**GIVEN DATA:**
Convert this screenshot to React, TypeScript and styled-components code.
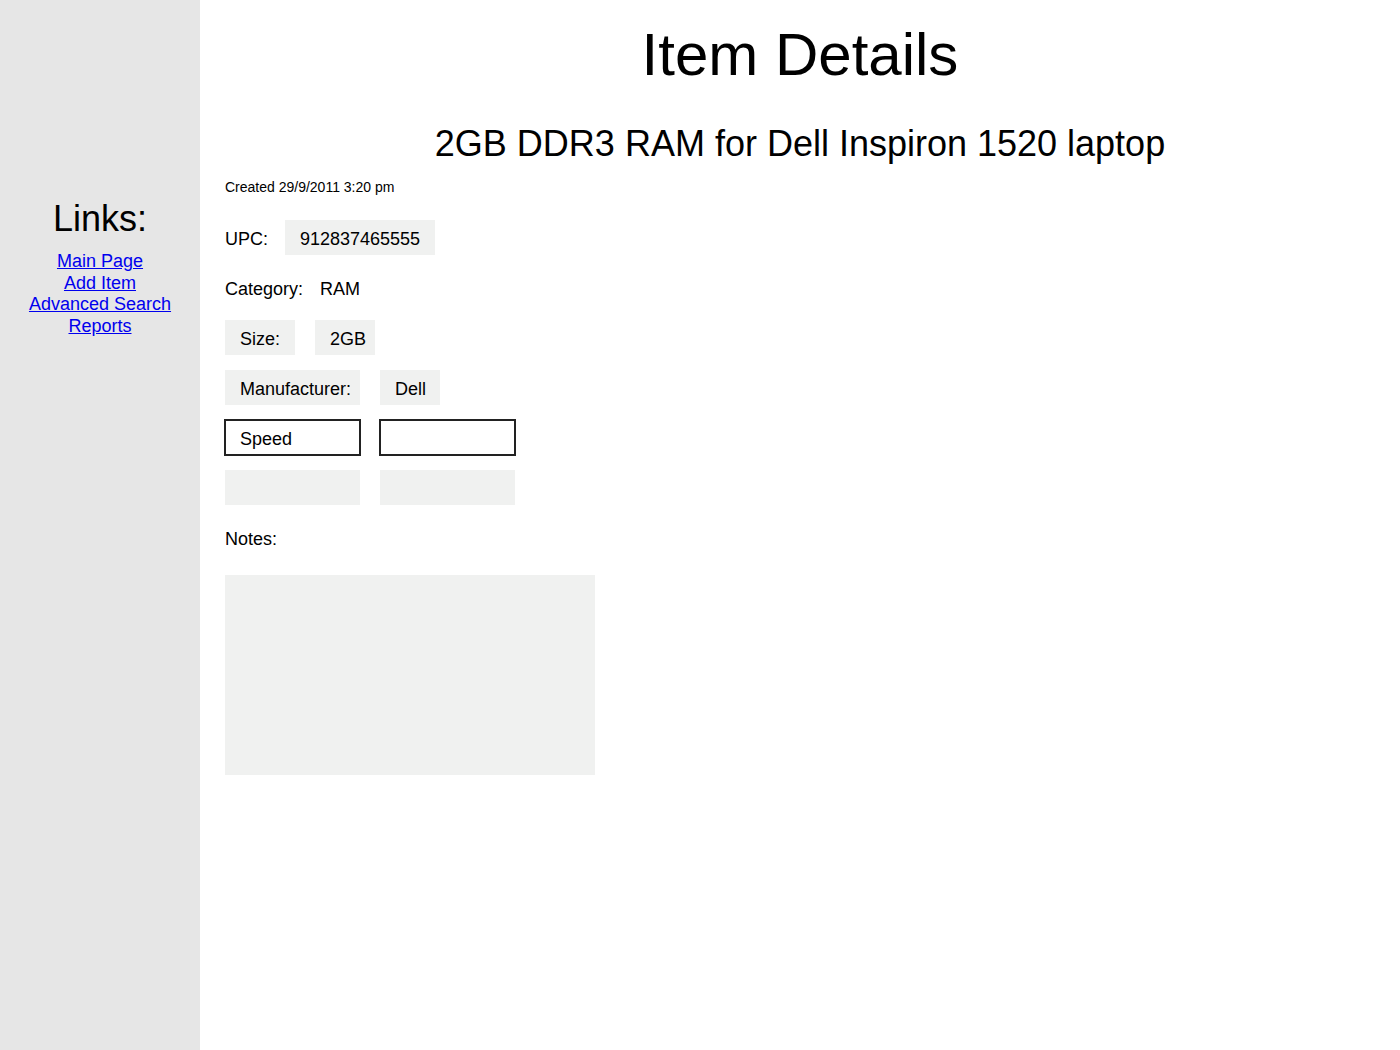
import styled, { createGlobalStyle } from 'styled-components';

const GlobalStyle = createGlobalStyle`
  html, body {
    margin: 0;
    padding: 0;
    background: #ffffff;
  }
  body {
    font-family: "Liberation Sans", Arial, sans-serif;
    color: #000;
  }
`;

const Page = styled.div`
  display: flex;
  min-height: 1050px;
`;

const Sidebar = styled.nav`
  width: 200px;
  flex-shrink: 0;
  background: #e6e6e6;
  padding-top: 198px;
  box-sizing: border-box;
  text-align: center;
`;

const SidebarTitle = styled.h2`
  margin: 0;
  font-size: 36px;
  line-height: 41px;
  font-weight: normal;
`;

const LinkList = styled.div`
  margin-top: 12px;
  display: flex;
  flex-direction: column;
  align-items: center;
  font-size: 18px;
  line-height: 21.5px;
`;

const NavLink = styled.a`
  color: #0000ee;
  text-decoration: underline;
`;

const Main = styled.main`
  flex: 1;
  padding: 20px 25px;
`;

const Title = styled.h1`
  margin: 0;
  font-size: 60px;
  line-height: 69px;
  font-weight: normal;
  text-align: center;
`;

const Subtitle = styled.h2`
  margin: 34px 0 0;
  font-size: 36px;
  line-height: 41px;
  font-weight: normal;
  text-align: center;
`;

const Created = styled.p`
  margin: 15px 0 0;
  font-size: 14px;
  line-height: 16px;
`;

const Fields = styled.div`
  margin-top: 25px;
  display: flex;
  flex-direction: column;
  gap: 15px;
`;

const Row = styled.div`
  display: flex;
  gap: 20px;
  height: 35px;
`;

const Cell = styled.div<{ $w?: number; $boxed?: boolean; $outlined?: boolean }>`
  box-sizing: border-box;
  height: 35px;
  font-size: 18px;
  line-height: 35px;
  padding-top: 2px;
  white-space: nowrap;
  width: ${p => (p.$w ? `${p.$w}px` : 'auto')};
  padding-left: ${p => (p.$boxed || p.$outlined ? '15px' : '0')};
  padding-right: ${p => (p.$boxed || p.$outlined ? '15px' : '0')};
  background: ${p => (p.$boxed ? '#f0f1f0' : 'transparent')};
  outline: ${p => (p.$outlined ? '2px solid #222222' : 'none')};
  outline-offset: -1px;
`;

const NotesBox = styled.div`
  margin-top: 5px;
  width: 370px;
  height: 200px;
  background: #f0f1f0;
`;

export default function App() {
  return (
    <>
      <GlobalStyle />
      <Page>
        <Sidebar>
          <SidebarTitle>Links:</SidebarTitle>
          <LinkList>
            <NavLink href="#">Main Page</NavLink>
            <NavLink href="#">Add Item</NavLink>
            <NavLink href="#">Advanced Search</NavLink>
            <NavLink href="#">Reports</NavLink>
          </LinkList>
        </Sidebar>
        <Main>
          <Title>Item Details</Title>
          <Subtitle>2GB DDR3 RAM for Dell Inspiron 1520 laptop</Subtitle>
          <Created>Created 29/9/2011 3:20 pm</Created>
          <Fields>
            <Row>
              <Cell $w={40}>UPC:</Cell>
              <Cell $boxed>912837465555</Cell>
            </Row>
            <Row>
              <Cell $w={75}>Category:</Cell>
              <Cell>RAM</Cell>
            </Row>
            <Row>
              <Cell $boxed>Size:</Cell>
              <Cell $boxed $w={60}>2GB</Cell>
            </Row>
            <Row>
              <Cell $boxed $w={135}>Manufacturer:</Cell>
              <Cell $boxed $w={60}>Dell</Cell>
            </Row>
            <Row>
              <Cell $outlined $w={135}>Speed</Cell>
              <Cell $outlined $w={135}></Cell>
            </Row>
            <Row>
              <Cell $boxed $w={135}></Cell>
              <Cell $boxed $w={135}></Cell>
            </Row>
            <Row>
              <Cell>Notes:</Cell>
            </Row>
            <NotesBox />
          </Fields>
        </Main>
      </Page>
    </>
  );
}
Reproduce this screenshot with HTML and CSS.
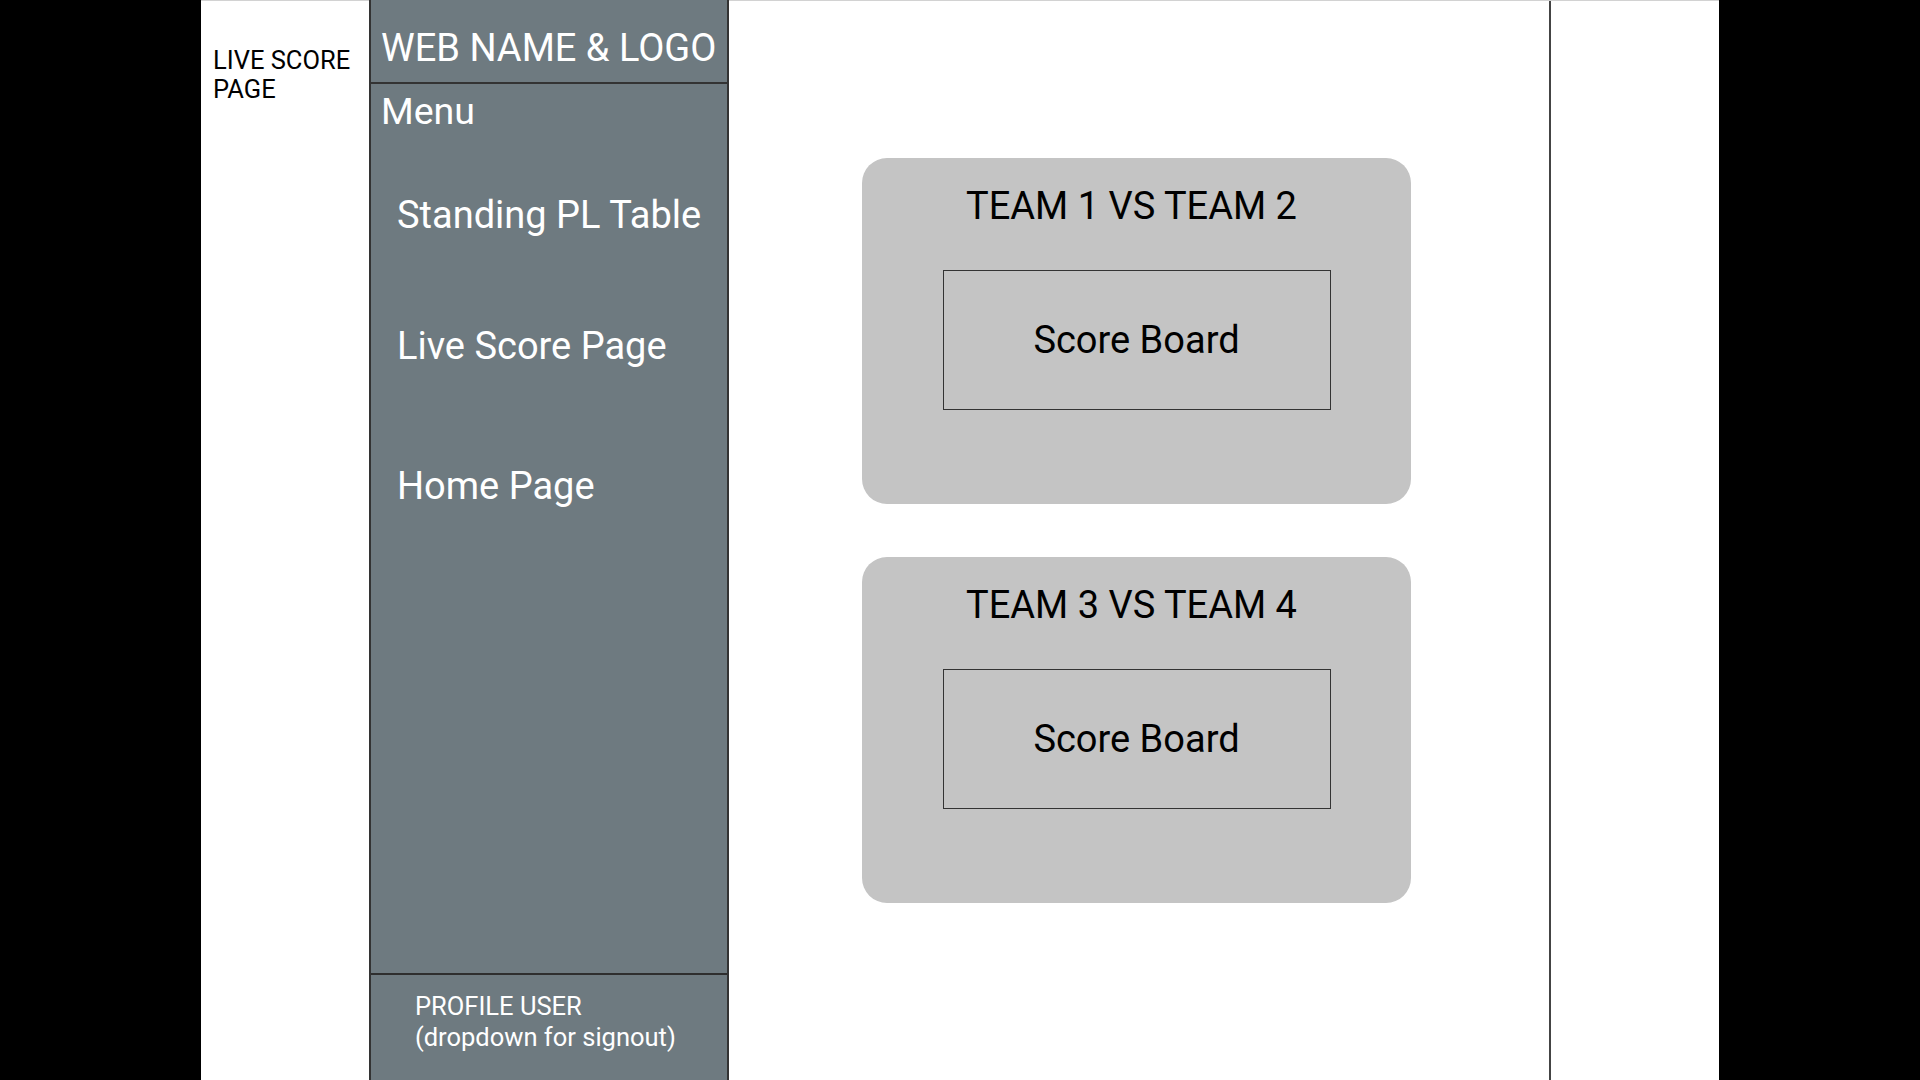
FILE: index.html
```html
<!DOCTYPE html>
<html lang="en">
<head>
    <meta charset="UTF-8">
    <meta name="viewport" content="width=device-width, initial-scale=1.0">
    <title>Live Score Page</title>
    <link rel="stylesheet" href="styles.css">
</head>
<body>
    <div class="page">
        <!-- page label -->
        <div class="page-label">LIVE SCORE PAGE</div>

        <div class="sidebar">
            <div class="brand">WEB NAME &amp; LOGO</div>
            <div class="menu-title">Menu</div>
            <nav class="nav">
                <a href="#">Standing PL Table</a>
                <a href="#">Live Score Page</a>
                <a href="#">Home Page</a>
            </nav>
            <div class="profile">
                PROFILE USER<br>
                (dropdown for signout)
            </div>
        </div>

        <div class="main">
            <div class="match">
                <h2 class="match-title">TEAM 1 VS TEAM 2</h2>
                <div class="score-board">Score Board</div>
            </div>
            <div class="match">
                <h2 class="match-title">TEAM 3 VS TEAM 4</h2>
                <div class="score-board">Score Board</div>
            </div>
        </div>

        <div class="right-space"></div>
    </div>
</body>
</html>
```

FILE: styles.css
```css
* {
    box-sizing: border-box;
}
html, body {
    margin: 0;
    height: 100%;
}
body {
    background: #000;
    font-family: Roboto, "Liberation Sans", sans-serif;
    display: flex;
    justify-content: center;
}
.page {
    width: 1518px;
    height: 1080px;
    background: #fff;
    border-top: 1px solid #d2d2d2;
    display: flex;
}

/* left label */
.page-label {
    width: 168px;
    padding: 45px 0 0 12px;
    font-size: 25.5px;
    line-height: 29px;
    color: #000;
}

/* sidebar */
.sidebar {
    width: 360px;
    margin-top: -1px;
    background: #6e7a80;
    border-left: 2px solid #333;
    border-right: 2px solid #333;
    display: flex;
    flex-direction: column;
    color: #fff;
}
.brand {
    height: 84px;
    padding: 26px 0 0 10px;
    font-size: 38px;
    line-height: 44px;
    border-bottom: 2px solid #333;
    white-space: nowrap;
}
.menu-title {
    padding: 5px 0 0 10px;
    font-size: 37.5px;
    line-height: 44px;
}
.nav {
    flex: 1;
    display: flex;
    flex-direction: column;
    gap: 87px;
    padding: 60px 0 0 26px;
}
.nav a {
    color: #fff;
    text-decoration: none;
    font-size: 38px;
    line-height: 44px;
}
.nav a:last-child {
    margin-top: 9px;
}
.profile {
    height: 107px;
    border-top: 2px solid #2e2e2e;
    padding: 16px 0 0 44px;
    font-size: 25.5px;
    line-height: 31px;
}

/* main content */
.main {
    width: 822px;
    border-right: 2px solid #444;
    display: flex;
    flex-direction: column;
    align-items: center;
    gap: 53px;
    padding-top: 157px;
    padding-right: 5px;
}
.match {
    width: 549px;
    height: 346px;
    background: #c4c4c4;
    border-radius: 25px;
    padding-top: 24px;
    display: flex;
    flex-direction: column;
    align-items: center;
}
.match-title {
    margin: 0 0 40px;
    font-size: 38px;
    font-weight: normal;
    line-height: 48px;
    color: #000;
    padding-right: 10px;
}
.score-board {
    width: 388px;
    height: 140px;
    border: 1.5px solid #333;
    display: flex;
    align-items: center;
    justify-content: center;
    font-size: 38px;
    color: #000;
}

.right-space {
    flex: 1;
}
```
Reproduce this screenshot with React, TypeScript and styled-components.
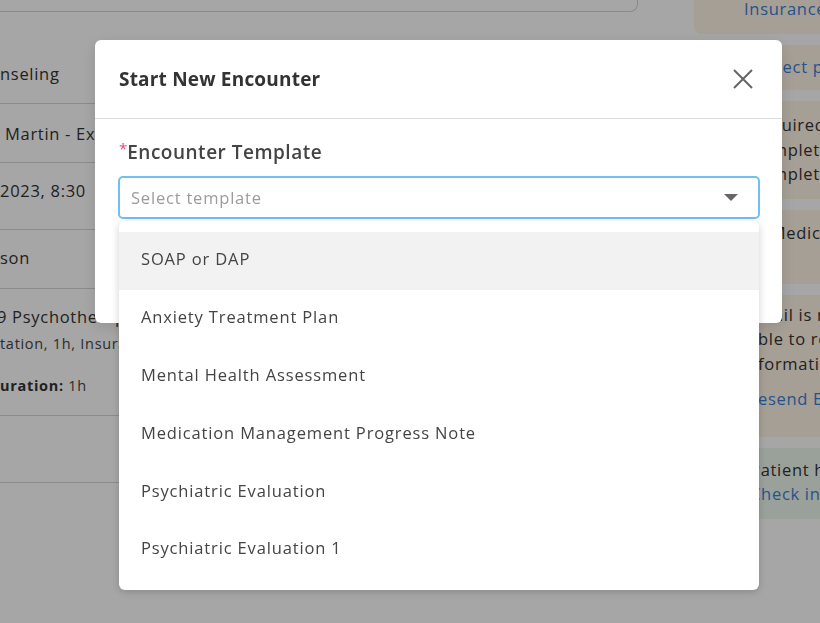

**WHAT IS EXPECTED:**
The records above need to be given again exactly. Omit the pictures.

**EXERCISE RESULT:**
Convert this screenshot to React, TypeScript and styled-components code.
import styled, { createGlobalStyle } from 'styled-components';

const GlobalStyle = createGlobalStyle`
  html, body {
    margin: 0;
    padding: 0;
    background: #ffffff;
  }
  body {
    font-family: "Liberation Sans", Arial, sans-serif;
    color: #000;
  }
`;

const Page = styled.div`
  display: flex;
  min-height: 1050px;
`;

const Sidebar = styled.nav`
  width: 200px;
  flex-shrink: 0;
  background: #e6e6e6;
  padding-top: 198px;
  box-sizing: border-box;
  text-align: center;
`;

const SidebarTitle = styled.h2`
  margin: 0;
  font-size: 36px;
  line-height: 41px;
  font-weight: normal;
`;

const LinkList = styled.div`
  margin-top: 12px;
  display: flex;
  flex-direction: column;
  align-items: center;
  font-size: 18px;
  line-height: 21.5px;
`;

const NavLink = styled.a`
  color: #0000ee;
  text-decoration: underline;
`;

const Main = styled.main`
  flex: 1;
  padding: 20px 25px;
`;

const Title = styled.h1`
  margin: 0;
  font-size: 60px;
  line-height: 69px;
  font-weight: normal;
  text-align: center;
`;

const Subtitle = styled.h2`
  margin: 34px 0 0;
  font-size: 36px;
  line-height: 41px;
  font-weight: normal;
  text-align: center;
`;

const Created = styled.p`
  margin: 15px 0 0;
  font-size: 14px;
  line-height: 16px;
`;

const Fields = styled.div`
  margin-top: 25px;
  display: flex;
  flex-direction: column;
  gap: 15px;
`;

const Row = styled.div`
  display: flex;
  gap: 20px;
  height: 35px;
`;

const Cell = styled.div<{ $w?: number; $boxed?: boolean; $outlined?: boolean }>`
  box-sizing: border-box;
  height: 35px;
  font-size: 18px;
  line-height: 35px;
  padding-top: 2px;
  white-space: nowrap;
  width: ${p => (p.$w ? `${p.$w}px` : 'auto')};
  padding-left: ${p => (p.$boxed || p.$outlined ? '15px' : '0')};
  padding-right: ${p => (p.$boxed || p.$outlined ? '15px' : '0')};
  background: ${p => (p.$boxed ? '#f0f1f0' : 'transparent')};
  outline: ${p => (p.$outlined ? '2px solid #222222' : 'none')};
  outline-offset: -1px;
`;

const NotesBox = styled.div`
  margin-top: 5px;
  width: 370px;
  height: 200px;
  background: #f0f1f0;
`;

export default function App() {
  return (
    <>
      <GlobalStyle />
      <Page>
        <Sidebar>
          <SidebarTitle>Links:</SidebarTitle>
          <LinkList>
            <NavLink href="#">Main Page</NavLink>
            <NavLink href="#">Add Item</NavLink>
            <NavLink href="#">Advanced Search</NavLink>
            <NavLink href="#">Reports</NavLink>
          </LinkList>
        </Sidebar>
        <Main>
          <Title>Item Details</Title>
          <Subtitle>2GB DDR3 RAM for Dell Inspiron 1520 laptop</Subtitle>
          <Created>Created 29/9/2011 3:20 pm</Created>
          <Fields>
            <Row>
              <Cell $w={40}>UPC:</Cell>
              <Cell $boxed>912837465555</Cell>
            </Row>
            <Row>
              <Cell $w={75}>Category:</Cell>
              <Cell>RAM</Cell>
            </Row>
            <Row>
              <Cell $boxed>Size:</Cell>
              <Cell $boxed $w={60}>2GB</Cell>
            </Row>
            <Row>
              <Cell $boxed $w={135}>Manufacturer:</Cell>
              <Cell $boxed $w={60}>Dell</Cell>
            </Row>
            <Row>
              <Cell $outlined $w={135}>Speed</Cell>
              <Cell $outlined $w={135}></Cell>
            </Row>
            <Row>
              <Cell $boxed $w={135}></Cell>
              <Cell $boxed $w={135}></Cell>
            </Row>
            <Row>
              <Cell>Notes:</Cell>
            </Row>
            <NotesBox />
          </Fields>
        </Main>
      </Page>
    </>
  );
}
Reproduce this screenshot with HTML and CSS.
FILE: index.html
```html
<!DOCTYPE html>
<html lang="en">
<head>
    <meta charset="UTF-8">
    <meta name="viewport" content="width=device-width, initial-scale=1.0">
    <title>Live Score Page</title>
    <link rel="stylesheet" href="styles.css">
</head>
<body>
    <div class="page">
        <!-- page label -->
        <div class="page-label">LIVE SCORE PAGE</div>

        <div class="sidebar">
            <div class="brand">WEB NAME &amp; LOGO</div>
            <div class="menu-title">Menu</div>
            <nav class="nav">
                <a href="#">Standing PL Table</a>
                <a href="#">Live Score Page</a>
                <a href="#">Home Page</a>
            </nav>
            <div class="profile">
                PROFILE USER<br>
                (dropdown for signout)
            </div>
        </div>

        <div class="main">
            <div class="match">
                <h2 class="match-title">TEAM 1 VS TEAM 2</h2>
                <div class="score-board">Score Board</div>
            </div>
            <div class="match">
                <h2 class="match-title">TEAM 3 VS TEAM 4</h2>
                <div class="score-board">Score Board</div>
            </div>
        </div>

        <div class="right-space"></div>
    </div>
</body>
</html>
```

FILE: styles.css
```css
* {
    box-sizing: border-box;
}
html, body {
    margin: 0;
    height: 100%;
}
body {
    background: #000;
    font-family: Roboto, "Liberation Sans", sans-serif;
    display: flex;
    justify-content: center;
}
.page {
    width: 1518px;
    height: 1080px;
    background: #fff;
    border-top: 1px solid #d2d2d2;
    display: flex;
}

/* left label */
.page-label {
    width: 168px;
    padding: 45px 0 0 12px;
    font-size: 25.5px;
    line-height: 29px;
    color: #000;
}

/* sidebar */
.sidebar {
    width: 360px;
    margin-top: -1px;
    background: #6e7a80;
    border-left: 2px solid #333;
    border-right: 2px solid #333;
    display: flex;
    flex-direction: column;
    color: #fff;
}
.brand {
    height: 84px;
    padding: 26px 0 0 10px;
    font-size: 38px;
    line-height: 44px;
    border-bottom: 2px solid #333;
    white-space: nowrap;
}
.menu-title {
    padding: 5px 0 0 10px;
    font-size: 37.5px;
    line-height: 44px;
}
.nav {
    flex: 1;
    display: flex;
    flex-direction: column;
    gap: 87px;
    padding: 60px 0 0 26px;
}
.nav a {
    color: #fff;
    text-decoration: none;
    font-size: 38px;
    line-height: 44px;
}
.nav a:last-child {
    margin-top: 9px;
}
.profile {
    height: 107px;
    border-top: 2px solid #2e2e2e;
    padding: 16px 0 0 44px;
    font-size: 25.5px;
    line-height: 31px;
}

/* main content */
.main {
    width: 822px;
    border-right: 2px solid #444;
    display: flex;
    flex-direction: column;
    align-items: center;
    gap: 53px;
    padding-top: 157px;
    padding-right: 5px;
}
.match {
    width: 549px;
    height: 346px;
    background: #c4c4c4;
    border-radius: 25px;
    padding-top: 24px;
    display: flex;
    flex-direction: column;
    align-items: center;
}
.match-title {
    margin: 0 0 40px;
    font-size: 38px;
    font-weight: normal;
    line-height: 48px;
    color: #000;
    padding-right: 10px;
}
.score-board {
    width: 388px;
    height: 140px;
    border: 1.5px solid #333;
    display: flex;
    align-items: center;
    justify-content: center;
    font-size: 38px;
    color: #000;
}

.right-space {
    flex: 1;
}
```
Reproduce this screenshot with React, TypeScript and styled-components.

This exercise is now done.